Limited edition Guinness Marmite was launched in 2007, followed by Marmite champagne, especially for Valentine’s Day in 2008 and 2009 saw a cricket-themed Marsden’s Marmite.

Extra strength Marmite XO was developed in 2010 and to celebrate the Queen’s Diamond Jubilee in June 2012, Marmite decided to pay a fitting tribute by launching another limited edition, aptly named ‘Ma’amite’. In 2013, Marmite decided to bring a bit of sparkle to breakfast, launching Marmite Gold, which contained real flecks of Gold. More recently in 2015, two new limited edition Summer jars were launched, which sought to spread peace, love and hippy vibes throughout summer.

The widely available ‘Love’ jar, and the more exclusive run of 94 ‘Hate’ jars are a lighter flavoured adaptation of the much loved recipe.

Marmite has had a number of heart-warming advertising campaigns over the years from ‘My Mate Marmite’ to Paddington Bear. The most popular 'Love it or Hate it' campaign was born out of talking to people and discovering that most of them really either love or hate Marmite! A bold move for the brand which has coined a well-used phrase today.

In 2013 Marmite launched a campaign aimed at banishing widespread Marmite neglect, after research proved that consumers tend to forget about Marmite, leaving it to gather dust at the back of the cupboard. The campaign built on the much loved ‘Love it or hate it’ campaign, encouraging lovers to rescue Marmite from being forgotten about.

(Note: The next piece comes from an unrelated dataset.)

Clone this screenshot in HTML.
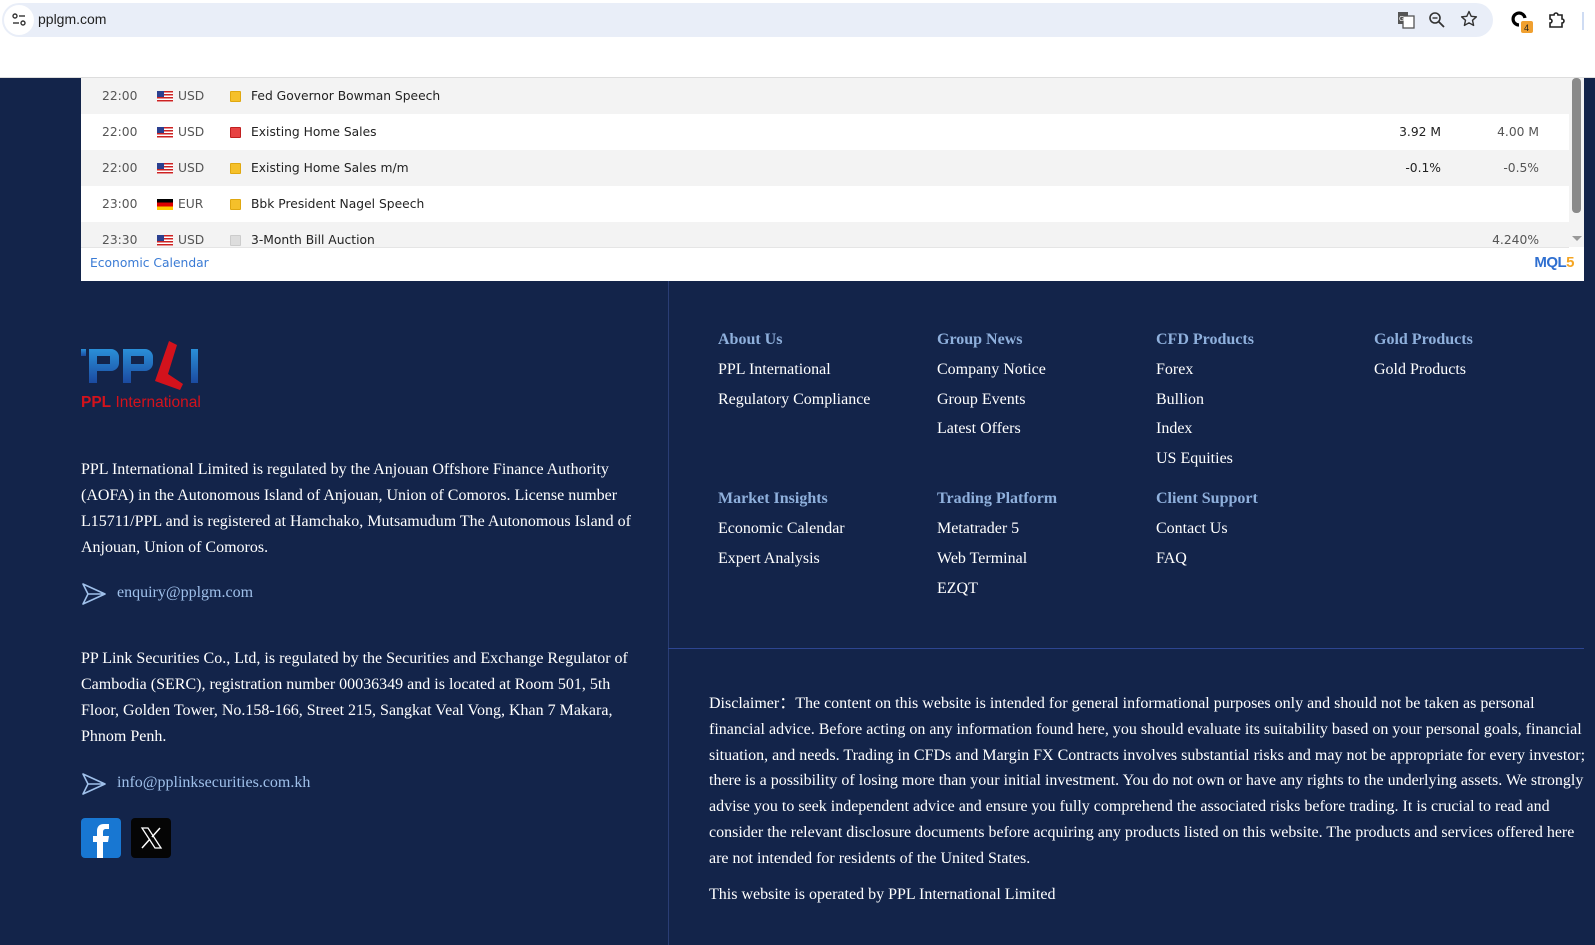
<!DOCTYPE html>
<html><head><meta charset="utf-8">
<style>
*{margin:0;padding:0;box-sizing:border-box}
body{width:1595px;height:945px;overflow:hidden;background:#13244a;position:relative;font-family:"Liberation Serif",serif;}
.top{position:absolute;left:0;top:0;width:1595px;height:78px;background:#fff;}
.addr{position:absolute;left:2px;top:3px;width:1491px;height:34px;background:#e9eef8;border-radius:17px;}
.addr .tune{position:absolute;left:2px;top:2px;width:30px;height:30px;border-radius:15px;background:#fff;}
.addr .url{position:absolute;left:36px;top:8px;font:14px "Liberation Sans",sans-serif;color:#1f1f1f;}
.ico{position:absolute;}
.widget{position:absolute;left:81px;top:78px;width:1503px;height:203px;background:#fff;}
.row{position:absolute;left:0;width:1488px;height:36px;font:12.3px "DejaVu Sans","Liberation Sans",sans-serif;color:#222;}
.row span{position:absolute;top:11px;white-space:nowrap}
.row .t{left:21px;color:#555}
.row .f{left:76px;top:13px;width:16px;height:11px}
.row .c{left:97px;color:#555}
.row .i{left:149px;top:13px;width:11px;height:11px;border-radius:1px}
.row .n{left:170px}
.row .a{right:128px;text-align:right}
.row .p{right:30px;text-align:right;color:#555}
.g{background:#f3f3f3}
.us{background:repeating-linear-gradient(#c22 0 1.5px,#fff 1.5px 3px)}
.us:before{content:"";position:absolute;left:0;top:0;width:7px;height:6px;background:#2b3f8f}
.de{background:linear-gradient(#000 0 33%,#d00 33% 66%,#fc0 66%)}
.lt{position:absolute;color:#fff;font-size:16px;line-height:26px;white-space:nowrap}
.nav{position:absolute;font-size:16px;color:#fff;white-space:nowrap}
.nav.h{color:#8fb0dc;font-weight:bold}
.mail{position:absolute;color:#9fc0ea;font-size:16px}
</style></head><body>
<div class="top">
  <div class="addr"><div class="tune">
    <svg width="30" height="30" viewBox="0 0 30 30"><circle cx="11" cy="11" r="2" fill="none" stroke="#333" stroke-width="1.4"/><line x1="15" y1="11" x2="21" y2="11" stroke="#333" stroke-width="1.4"/><circle cx="19" cy="18" r="2" fill="none" stroke="#333" stroke-width="1.4"/><line x1="9" y1="18" x2="15" y2="18" stroke="#333" stroke-width="1.4"/></svg>
  </div><div class="url">pplgm.com</div></div>
  <svg class="ico" style="left:1397px;top:11px" width="18" height="18" viewBox="0 0 18 18"><rect x="1" y="1" width="10" height="12" fill="#555"/><rect x="6" y="5" width="11" height="12" fill="#fff" stroke="#555" stroke-width="1.3"/><text x="2" y="10" font-size="7" fill="#fff" font-family="Liberation Sans">G</text></svg>
  <svg class="ico" style="left:1428px;top:11px" width="18" height="18" viewBox="0 0 18 18"><circle cx="7" cy="7" r="5" fill="none" stroke="#333" stroke-width="1.6"/><line x1="11" y1="11" x2="16" y2="16" stroke="#333" stroke-width="1.8"/><line x1="4.5" y1="7" x2="9.5" y2="7" stroke="#333" stroke-width="1.4"/></svg>
  <svg class="ico" style="left:1460px;top:10px" width="18" height="18" viewBox="0 0 18 18"><path d="M9 1.5l2.2 4.8 5.2.5-3.9 3.5 1.1 5.1L9 12.8l-4.6 2.6 1.1-5.1L1.6 6.8l5.2-.5z" fill="none" stroke="#333" stroke-width="1.4" stroke-linejoin="round"/></svg>
  <svg class="ico" style="left:1510px;top:10px" width="24" height="24" viewBox="0 0 24 24"><path d="M15 8A6 6 0 1 0 9 15" fill="none" stroke="#000" stroke-width="3.2"/><rect x="11" y="11" width="12" height="12" rx="2" fill="#f0a030"/><text x="14" y="21" font-size="9" font-family="Liberation Sans" fill="#222">4</text></svg>
  <svg class="ico" style="left:1547px;top:10px" width="20" height="20" viewBox="0 0 20 20"><path d="M3 5h4a2 2 0 0 1 4 0h4v4a2 2 0 0 1 0 4v4H3v-4a2 2 0 0 0 0-4z" fill="none" stroke="#222" stroke-width="1.6"/></svg>
  <div style="position:absolute;left:1582px;top:12px;width:2px;height:18px;background:#cfdcf3"></div>
  <div style="position:absolute;left:0;top:77px;width:1595px;height:1px;background:#ddd"></div>
</div>

<div class="widget">
  <div class="row g" style="top:0"><span class="t">22:00</span><span class="f us"></span><span class="c">USD</span><span class="i" style="background:#f5c02a;border:1px solid #e0a810"></span><span class="n">Fed Governor Bowman Speech</span></div>
  <div class="row" style="top:36px"><span class="t">22:00</span><span class="f us"></span><span class="c">USD</span><span class="i" style="background:#e74242;border:1px solid #c02020"></span><span class="n">Existing Home Sales</span><span class="a">3.92 M</span><span class="p">4.00 M</span></div>
  <div class="row g" style="top:72px"><span class="t">22:00</span><span class="f us"></span><span class="c">USD</span><span class="i" style="background:#f5c02a;border:1px solid #e0a810"></span><span class="n">Existing Home Sales m/m</span><span class="a">-0.1%</span><span class="p">-0.5%</span></div>
  <div class="row" style="top:108px"><span class="t">23:00</span><span class="f de"></span><span class="c">EUR</span><span class="i" style="background:#f5c02a;border:1px solid #e0a810"></span><span class="n">Bbk President Nagel Speech</span></div>
  <div class="row g" style="top:144px;height:25px;overflow:hidden"><span class="t">23:30</span><span class="f us"></span><span class="c">USD</span><span class="i" style="background:#ddd;border:1px solid #ccc"></span><span class="n">3-Month Bill Auction</span><span class="p">4.240%</span></div>
  <div style="position:absolute;left:0;top:169px;width:1488px;height:1px;background:#e5e5e5"></div>
  <div style="position:absolute;left:1488px;top:0;width:15px;height:169px;background:#f3f3f3"></div>
  <div style="position:absolute;left:1491px;top:0;width:9px;height:135px;background:#8a8a8a;border-radius:4px"></div>
  <div style="position:absolute;left:1491px;top:158px;width:0;height:0;border-left:5px solid transparent;border-right:5px solid transparent;border-top:5px solid #999"></div>
  <div style="position:absolute;left:9px;top:178px;font:12.3px 'DejaVu Sans','Liberation Sans',sans-serif;color:#3a7bd5">Economic Calendar</div>
  <div style="position:absolute;right:10px;top:176px;font:bold 15px 'Liberation Sans',sans-serif;color:#2f6fd0;letter-spacing:-0.5px">MQL<span style="color:#f5a623">5</span></div>
</div>

<div style="position:absolute;left:668px;top:281px;width:1px;height:664px;background:#2a3d74"></div>
<div style="position:absolute;left:668px;top:648px;width:916px;height:1px;background:#2d4591"></div>

<svg style="position:absolute;left:81px;top:341px" width="124" height="72" viewBox="0 0 124 72">
  <defs><linearGradient id="bl" x1="0" y1="0" x2="0" y2="1"><stop offset="0" stop-color="#2a8fd8"/><stop offset="1" stop-color="#1b4aa0"/></linearGradient></defs>
  <rect x="0" y="8" width="5" height="7" fill="url(#bl)"/>
  <path d="M8 8h22a8 8 0 0 1 8 8v6a8 8 0 0 1-8 8H16v12H8z M16 15v8h13v-8z" fill="url(#bl)" fill-rule="evenodd"/>
  <path d="M42 8h22a8 8 0 0 1 8 8v6a8 8 0 0 1-8 8H50v12h-8z M50 15v8h13v-8z" fill="url(#bl)" fill-rule="evenodd"/>
  <path d="M88 0l8 4-9 29 15 10-3 6-25-9z" fill="#d3121c"/>
  <rect x="110" y="8" width="7" height="34" fill="url(#bl)"/>
  <text x="0" y="66" font-family="Liberation Sans" font-size="15.5" fill="#d3121c"><tspan font-weight="bold">PPL</tspan> International</text>
</svg>

<div class="lt" style="left:81px;top:457px">PPL International Limited is regulated by the Anjouan Offshore Finance Authority<br>(AOFA) in the Autonomous Island of Anjouan, Union of Comoros. License number<br>L15711/PPL and is registered at Hamchako, Mutsamudum The Autonomous Island of<br>Anjouan, Union of Comoros.</div>

<svg style="position:absolute;left:81px;top:582px" width="26" height="24" viewBox="0 0 26 24"><path d="M2 2l22 10L2 22l5-10z M7 12h17" fill="none" stroke="#9fc0ea" stroke-width="1.6" stroke-linejoin="round"/></svg>
<div class="mail" style="left:117px;top:584px">enquiry@pplgm.com</div>

<div class="lt" style="left:81px;top:646px">PP Link Securities Co., Ltd, is regulated by the Securities and Exchange Regulator of<br>Cambodia (SERC), registration number 00036349 and is located at Room 501, 5th<br>Floor, Golden Tower, No.158-166, Street 215, Sangkat Veal Vong, Khan 7 Makara,<br>Phnom Penh.</div>

<svg style="position:absolute;left:81px;top:772px" width="26" height="24" viewBox="0 0 26 24"><path d="M2 2l22 10L2 22l5-10z M7 12h17" fill="none" stroke="#9fc0ea" stroke-width="1.6" stroke-linejoin="round"/></svg>
<div class="mail" style="left:117px;top:774px">info@pplinksecurities.com.kh</div>

<svg style="position:absolute;left:81px;top:818px" width="40" height="40" viewBox="0 0 40 40"><rect width="40" height="40" rx="4" fill="#1877d2"/><path d="M22 40V24h5l1-6h-6v-4c0-2 1-3 3-3h3V6h-5c-5 0-7 3-7 7v5h-4v6h4v16z" fill="#fff"/></svg>
<svg style="position:absolute;left:131px;top:818px" width="40" height="40" viewBox="0 0 40 40"><rect width="40" height="40" rx="4" fill="#050505"/><path d="M11 10h6l13 20h-6z" fill="none" stroke="#fff" stroke-width="1.3"/><path d="M29 10L21 19M19 21l-8 9" stroke="#fff" stroke-width="1.5"/></svg>

<div class="nav h" style="left:718px;top:331px">About Us</div>
<div class="nav" style="left:718px;top:361px">PPL International</div>
<div class="nav" style="left:718px;top:391px">Regulatory Compliance</div>
<div class="nav h" style="left:937px;top:331px">Group News</div>
<div class="nav" style="left:937px;top:361px">Company Notice</div>
<div class="nav" style="left:937px;top:391px">Group Events</div>
<div class="nav" style="left:937px;top:420px">Latest Offers</div>
<div class="nav h" style="left:1156px;top:331px">CFD Products</div>
<div class="nav" style="left:1156px;top:361px">Forex</div>
<div class="nav" style="left:1156px;top:391px">Bullion</div>
<div class="nav" style="left:1156px;top:420px">Index</div>
<div class="nav" style="left:1156px;top:450px">US Equities</div>
<div class="nav h" style="left:1374px;top:331px">Gold Products</div>
<div class="nav" style="left:1374px;top:361px">Gold Products</div>
<div class="nav h" style="left:718px;top:490px">Market Insights</div>
<div class="nav" style="left:718px;top:520px">Economic Calendar</div>
<div class="nav" style="left:718px;top:550px">Expert Analysis</div>
<div class="nav h" style="left:937px;top:490px">Trading Platform</div>
<div class="nav" style="left:937px;top:520px">Metatrader 5</div>
<div class="nav" style="left:937px;top:550px">Web Terminal</div>
<div class="nav" style="left:937px;top:580px">EZQT</div>
<div class="nav h" style="left:1156px;top:490px">Client Support</div>
<div class="nav" style="left:1156px;top:520px">Contact Us</div>
<div class="nav" style="left:1156px;top:550px">FAQ</div>

<div class="lt" style="left:709px;top:691px;line-height:25.8px">Disclaimer：The content on this website is intended for general informational purposes only and should not be taken as personal<br>financial advice. Before acting on any information found here, you should evaluate its suitability based on your personal goals, financial<br>situation, and needs. Trading in CFDs and Margin FX Contracts involves substantial risks and may not be appropriate for every investor;<br>there is a possibility of losing more than your initial investment. You do not own or have any rights to the underlying assets. We strongly<br>advise you to seek independent advice and ensure you fully comprehend the associated risks before trading. It is crucial to read and<br>consider the relevant disclosure documents before acquiring any products listed on this website. The products and services offered here<br>are not intended for residents of the United States.</div>
<div class="lt" style="left:709px;top:882px">This website is operated by PPL International Limited</div>
</body></html>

In November 2015, for the first time ever, Marmite offered consumers the chance to personalise their jars which they could purchase via a Facebook app and for a limited time in a pop up shop in Westfield. Names could be added to the much loved classic labels as well as a special edition naughty or nice options especially designed for Christmas. In 2016, limited edition labels have also been designed for Valentine’s Day and Mother’s Day, for consumers to personalise and give as gifts.